A tel point que le marché des puces qui font tourner les ordinateurs en est affecté, dit-on.

Les microsecondes se gagnent désormais en implantant son infrastructure de HFT au cœur des systèmes informatiques des marchés.

Reste à savoir l’intérêt que représentera le HFT, lorsque tous les gros acteurs auront atteint le même niveau d’armement. Ils doivent juste espérer deux choses : qu’un méga flash-krach ne surviendra pas et qu’il y aura toujours assez de gogos pour pouvoir continuer à gagner de l’argent sur leur dos.

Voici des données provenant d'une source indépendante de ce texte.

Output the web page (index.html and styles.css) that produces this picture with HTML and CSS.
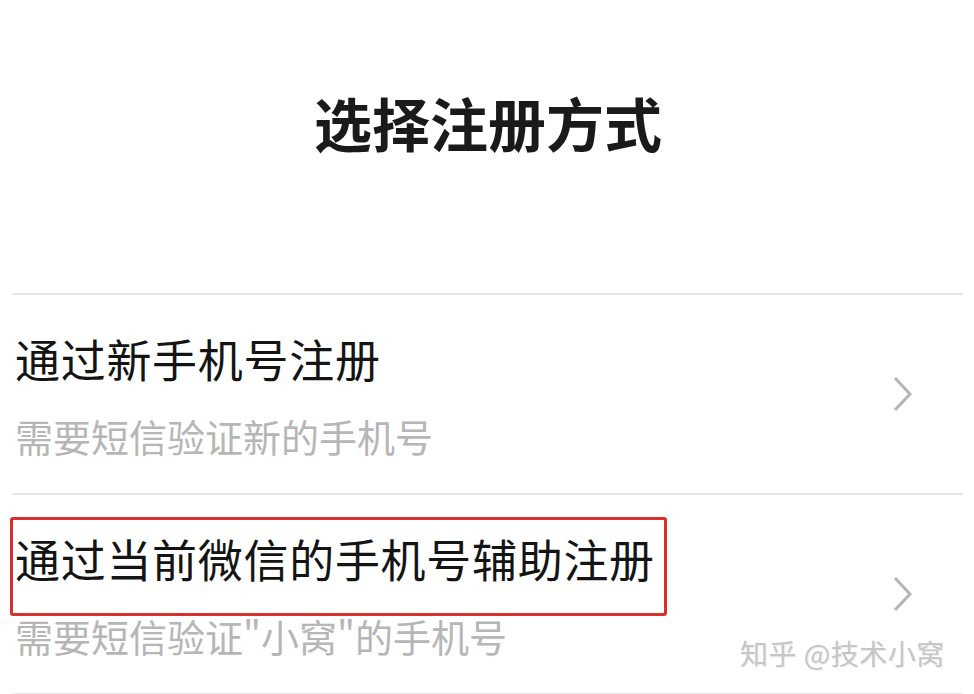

De fait, cette course aux armements a quelques répercussions intéressantes. D’une part, elle ne concerne que les gros acteurs, car le coût d’entrée est très important. En salaires pour ceux qui pondent les algorithmes, en matériel, en location d’espace au sein des marchés. Ceci exclut bien entendu les petits intervenants. En outre, les acteurs du HFT bénéficient de rabais pour les coûts de transaction. Dont ne bénéficient pas les petits. Pire, les acteurs du HFT peuvent déclencher des ordres massifs d’achat ou de vente et les annuler en quelques microsecondes, ce qui a une répercussion évidente sur les cours. Dans ce cas, les acteurs traditionnels n’ont pas le temps de réagir. Et comme les marchés sont censés être « à somme nulle », quand quelqu’un gagne, c’est que quelqu’un perd. En l’occurrence, ceux qui perdent sont désormais toujours les mêmes. Comme le prouvent les résultats de Goldman Sachs au premier trimestre…

Le concept de transparence des marchés, à peu près aussi foireux que celui de la main invisible ou des conditions égales d’accès au marché, en prend un coup.

Et pendant ce temps là, Christine Laboulette Lagarde, la voix de son maître, continuait de fanfaronner sur l’impact du contrôle des bonus des traders…

Depuis le 6 mai 2010, les autorités de marché, notamment américaines et françaises ont évoqué à plusieurs reprises la nécessité d'encadrer le HFT. Elles ne l'ont jamais fait. Il vaut mieux parler de bonus des traders, ça fait plaisir à Paulo, qui en parle beaucoup au Bar des Amis, et ça ne fâche pas le secteur de la finance.